Each step of the installation should be commissioned as we go.
Each step along the way should be checked and rechecked.
For example, when wiring a thermostat, pull at each wire to ensure it is securely positioned or take time to ensure all pipe insulation is sealed at each seam.
These commissioning steps will ensure equipment start-up goes well and performance moving forward will have less chance of failure.
Some heat pumps require the primary power source to be turned on for 12 to 24 hours before start-up.
This is more of a requirement in cold climates, and the reason for this is to energize the crankcase heater to boil off any liquid refrigerant that is sitting in the compressor.

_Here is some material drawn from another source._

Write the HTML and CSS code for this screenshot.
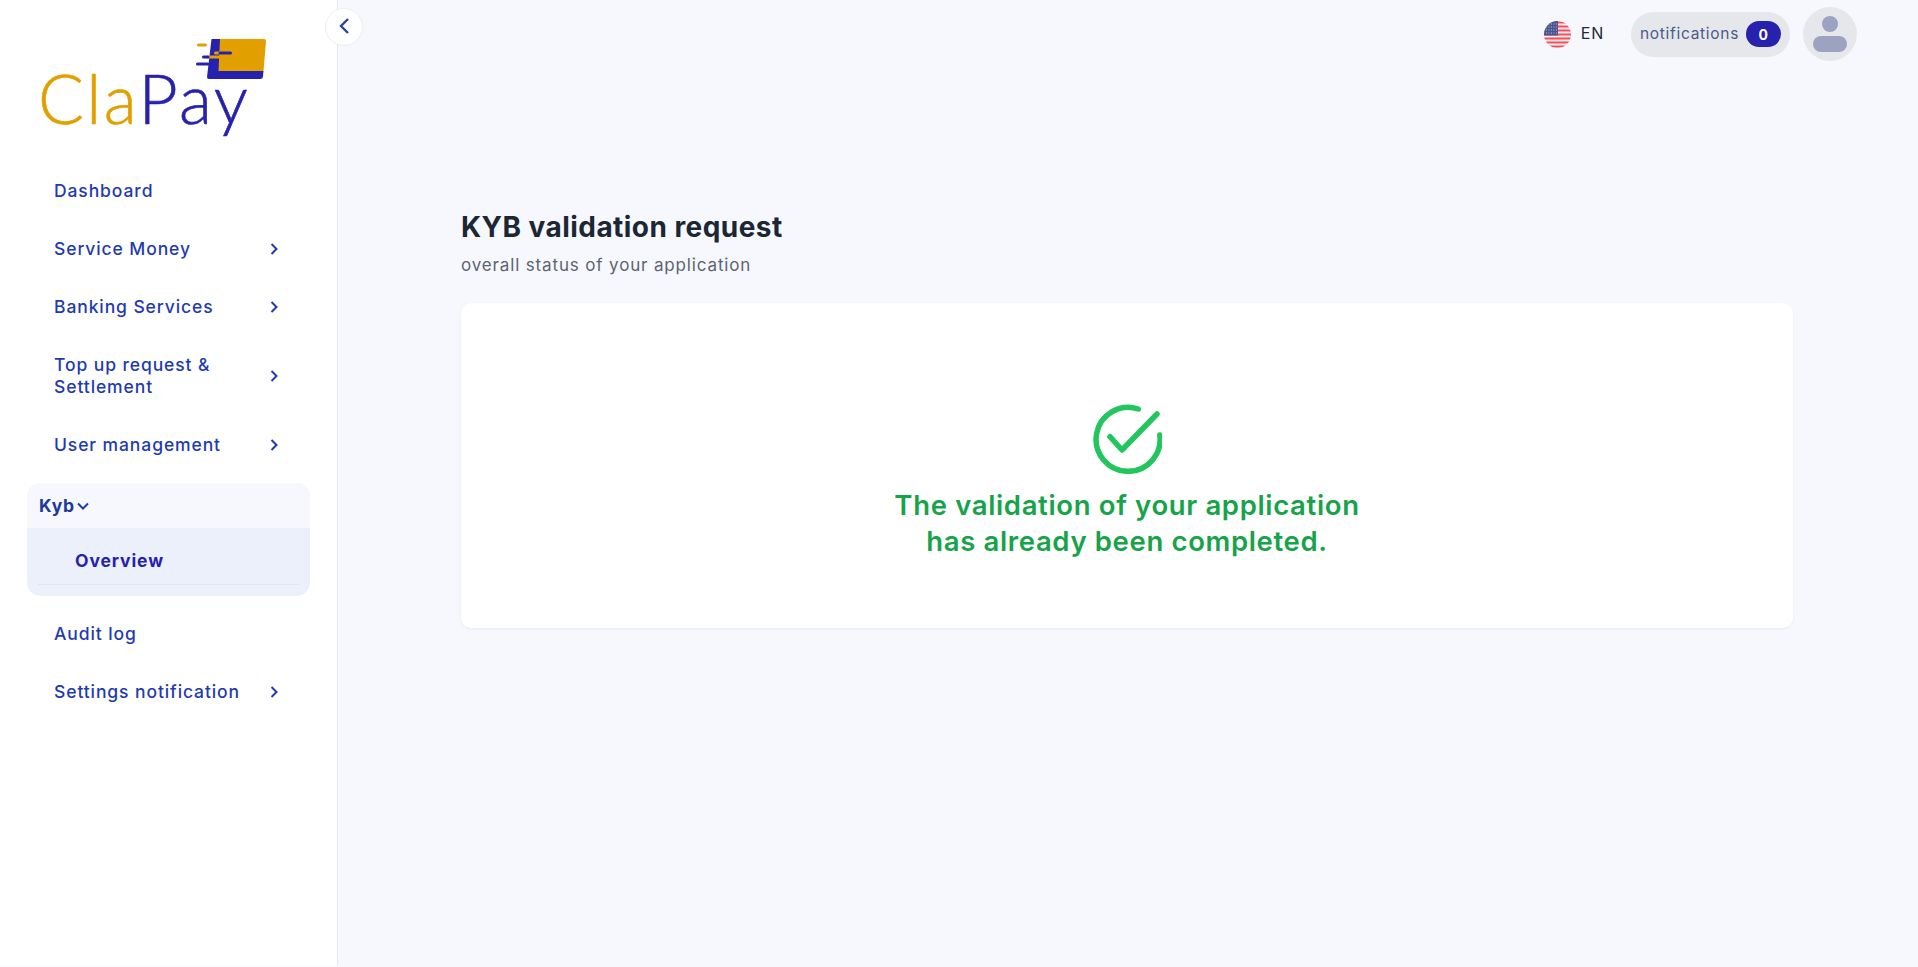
FILE: index.html
```html
<!DOCTYPE html>
<html lang="en">
<head>
    <meta charset="UTF-8">
    <meta name="viewport" content="width=device-width, initial-scale=1.0">
    <title>ClaPay - KYB validation request</title>
    <link rel="stylesheet" href="styles.css">
</head>
<body>
    <aside class="sidebar">
        <div class="logo">
            <svg class="logo-card" width="72" height="42" viewBox="0 0 72 42">
                <path d="M15.500 0H50v32h17.500L67 37a3 3 0 0 1-3 3H13a2 2 0 0 1-2-2z" fill="#2622ad"/>
                <path d="M24 0h44a2 2 0 0 1 2 2l-2.500 30H22.500z" fill="#e2a000"/>
                <path d="M2.500 6h7M19.500 14H24M12 18h12" fill="none" stroke="#e2a000" stroke-width="3" stroke-linecap="round"/>
                <path d="M24 14h10.500M7.500 18H12M1.500 25H12" fill="none" stroke="#2622ad" stroke-width="3" stroke-linecap="round"/>
            </svg>
            <span class="logo-text"><span class="logo-cla">Cla</span><span class="logo-pay">Pay</span></span>
        </div>

        <nav class="menu">
            <a class="menu-item" href="#dashboard">Dashboard</a>
            <a class="menu-item" href="#service-money">Service Money
                <svg class="chevron" width="10" height="14" viewBox="0 0 10 14"><path d="M2.500 2l5 5-5 5"/></svg>
            </a>
            <a class="menu-item" href="#banking">Banking Services
                <svg class="chevron" width="10" height="14" viewBox="0 0 10 14"><path d="M2.500 2l5 5-5 5"/></svg>
            </a>
            <a class="menu-item" href="#topup"><span class="menu-label">Top up request &amp; Settlement</span>
                <svg class="chevron" width="10" height="14" viewBox="0 0 10 14"><path d="M2.500 2l5 5-5 5"/></svg>
            </a>
            <a class="menu-item" href="#users">User management
                <svg class="chevron" width="10" height="14" viewBox="0 0 10 14"><path d="M2.500 2l5 5-5 5"/></svg>
            </a>

            <div class="menu-group">
                <div class="group-head">Kyb
                    <svg class="chevron-down" width="14" height="10" viewBox="0 0 14 10"><path d="M2 2.500l5 5 5-5"/></svg>
                </div>
                <div class="group-body">
                    <a class="sub-item" href="#overview">Overview</a>
                </div>
            </div>

            <a class="menu-item" href="#audit">Audit log</a>
            <a class="menu-item" href="#settings">Settings notification
                <svg class="chevron" width="10" height="14" viewBox="0 0 10 14"><path d="M2.500 2l5 5-5 5"/></svg>
            </a>
        </nav>
    </aside>

    <button class="collapse-btn" type="button" aria-label="Collapse sidebar">
        <svg width="14" height="18" viewBox="0 1 14 18"><path d="M11 2L4 9l7 7"/></svg>
    </button>

    <main class="main">
        <header class="topbar">
            <div class="lang">
                <svg class="flag" width="27" height="27" viewBox="0 0 27 27">
                    <defs><clipPath id="flagClip"><circle cx="13.500" cy="13.500" r="13.500"/></clipPath></defs>
                    <g clip-path="url(#flagClip)">
                        <rect width="27" height="27" fill="#fdeaea"/>
                        <path d="M0 1.500h27M0 5.500h27M0 9.500h27M0 13.500h27M0 17.500h27M0 21.500h27M0 25.500h27" stroke="#f0505f" stroke-width="2"/>
                        <rect width="14" height="14.500" fill="#4a5590"/>
                        <path d="M2 3h11M2 6h11M2 9h11M2 12h11" stroke="#b9bfdc" stroke-width="1" stroke-dasharray="1 1.500"/>
                    </g>
                </svg>
                <span class="bar-label">EN</span>
            </div>
            <div class="notif">
                <span class="bar-label">notifications</span>
                <span class="notif-count">0</span>
            </div>
            <div class="avatar">
                <svg width="36" height="36" viewBox="0 0 36 36">
                    <circle cx="18" cy="8" r="8" fill="#9ca3c1"/>
                    <rect x="1" y="20" width="34" height="16" rx="8" fill="#9ca3c1"/>
                </svg>
            </div>
        </header>

        <section class="content">
            <h1 class="page-title">KYB validation request</h1>
            <p class="page-sub">overall status of your application</p>
            <div class="status-card">
                <svg class="status-icon" width="70" height="70" viewBox="-1 0 70 70">
                    <path class="ring" d="M45.300 5A32 32 0 1 0 66.800 31"/>
                    <path class="tick" d="M17 32.700L29 46 64 10"/>
                </svg>
                <p class="status-text">The validation of your application<br>has already been completed.</p>
            </div>
        </section>
    </main>
</body>
</html>
```
FILE: styles.css
```css
:root {
    --bg-color: #f7f8fd;
    --nav-color: #1f3bb0;
    --brand-blue: #2622ad;
    --brand-gold: #e2a000;
    --grey-pill: #e5e7eb;
}

* {
    margin: 0;
    padding: 0;
    box-sizing: border-box;
}

body {
    display: flex;
    min-height: 100vh;
    font-family: Inter, 'Noto Sans', sans-serif;
    background-color: var(--bg-color);
    color: #1f2937;
    overflow: hidden;
}

a {
    text-decoration: none;
    color: inherit;
}

/* Sidebar */
.sidebar {
    width: 338px;
    flex-shrink: 0;
    margin-bottom: 1px;
    background-color: #fff;
    border-right: 1px solid #e5e7eb;
    padding: 39px 27px 0;
}

.logo {
    display: flex;
    flex-direction: column;
    height: 123px;
    padding-left: 11px;
}

.logo-card {
    align-self: flex-start;
    margin-left: 158px;
}

.logo-text {
    font-family: Lato, sans-serif;
    font-weight: 300;
    font-size: 68px;
    line-height: 44px;
    margin-top: -5px;
    letter-spacing: 2.400px;
    -webkit-text-stroke: 0.6px;
}

.logo-cla {
    color: var(--brand-gold);
}

.logo-pay {
    color: var(--brand-blue);
}

.menu-item {
    display: flex;
    align-items: center;
    justify-content: space-between;
    padding: 18px 31px 18px 27px;
    font-size: 17.500px;
    font-weight: 500;
    line-height: 22px;
    letter-spacing: 0.9px;
    color: var(--nav-color);
}

.menu-label {
    width: 190px;
}

.chevron,
.chevron-down {
    fill: none;
    stroke: var(--nav-color);
    stroke-width: 2;
}

.menu-group {
    margin: 9px 0;
    border-radius: 14px;
    overflow: hidden;
    background-color: #ecf0fb;
}

.group-head {
    display: flex;
    align-items: center;
    gap: 1px;
    height: 45px;
    padding-left: 12px;
    background-color: #f7f8fd;
    font-size: 17.500px;
    font-weight: 700;
    letter-spacing: 0.8px;
    color: #1e3a9f;
}

.group-body {
    height: 68px;
    padding: 0 11px;
}

.sub-item {
    display: flex;
    align-items: center;
    height: 57px;
    padding: 8px 0 0 37px;
    border-bottom: 1px solid #e3e5ec;
    font-size: 17.500px;
    font-weight: 700;
    letter-spacing: 0.9px;
    color: var(--brand-blue);
}

/* Collapse button sits over the sidebar edge */
.collapse-btn {
    position: absolute;
    top: 8px;
    left: 325px;
    width: 38px;
    height: 38px;
    display: flex;
    align-items: center;
    justify-content: center;
    background-color: #fff;
    border: 1px solid #eceef3;
    border-radius: 50%;
    cursor: pointer;
}

.collapse-btn path {
    fill: none;
    stroke: #2b4a86;
    stroke-width: 2.400;
}

/* Main */
.main {
    flex: 1;
    min-width: 0;
}

.topbar {
    display: flex;
    align-items: center;
    justify-content: flex-end;
    height: 68px;
    padding-right: 61px;
}

.bar-label {
    padding-bottom: 2px;
}

.lang {
    display: flex;
    align-items: center;
    gap: 10px;
    margin-right: 27px;
    font-size: 16px;
    font-weight: 400;
    letter-spacing: 0.8px;
}

.flag {
    display: block;
}

.notif {
    display: flex;
    align-items: center;
    justify-content: space-between;
    width: 159px;
    height: 45px;
    padding: 0 9px;
    margin-right: 13px;
    background-color: var(--grey-pill);
    border-radius: 23px;
    font-size: 15.500px;
    letter-spacing: 0.7px;
    color: #4b5a8c;
}

.notif-count {
    display: flex;
    align-items: center;
    justify-content: center;
    width: 35px;
    height: 26px;
    background-color: var(--brand-blue);
    border-radius: 13px;
    font-size: 14px;
    font-weight: 700;
    color: #fff;
}

.avatar {
    display: flex;
    align-items: center;
    justify-content: center;
    width: 54px;
    height: 54px;
    background-color: var(--grey-pill);
    border-radius: 50%;
}

.content {
    width: 1332px;
    margin-left: 123px;
    padding-top: 141px;
}

.page-title {
    font-size: 28px;
    font-weight: 700;
    line-height: 36px;
    letter-spacing: 0.45px;
    color: #1c2735;
}

.page-sub {
    margin-top: 9px;
    font-size: 17px;
    line-height: 22px;
    letter-spacing: 0.85px;
    color: #5b6472;
}

.status-card {
    display: flex;
    flex-direction: column;
    align-items: center;
    height: 325px;
    margin-top: 27px;
    padding-top: 101px;
    background-color: #fff;
    border-radius: 10px;
    box-shadow: 0 1px 3px rgba(0, 0, 0, 0.06);
}

.status-icon {
    display: block;
}

.ring,
.tick {
    fill: none;
    stroke: #22c55e;
    stroke-width: 5.500;
    stroke-linecap: round;
    stroke-linejoin: round;
}

.status-text {
    margin-top: 13px;
    font-size: 27.500px;
    font-weight: 600;
    line-height: 36px;
    letter-spacing: 0.65px;
    text-align: center;
    color: #16a34a;
}
```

It will also help keep oil warm and less viscous for the initial start-up.
Before applying power, check with a meter and make sure it is correct.
After applying power, test the control voltage to ensure it is present and correct, and set up the thermostat as it applies to the application.
The thermostat manual should be able to guide you through this.
Before running the system in heating or cooling, set up airflow, test fan operation, and check total external static pressure to ensure it is within nameplate specification.
Before starting the system, use charging charts found in the manual, if applicable, and calculate any additional refrigerant charge needed.
Test all control functions from the thermostat, fan, heat, cool, auxiliary heat/emergency heat.
Within each system test, record readings such delta t across indoor coil, refrigerant pressures, and temperatures, and compressor amp draw.
Test the defrost cycle in heating mode and make any setting changes needed for best performance.
Many cold weather heat pump outdoor units are outfitted with a base pan heater.
This allows any accumulating ice to melt and drip away. Test the heater for functionality.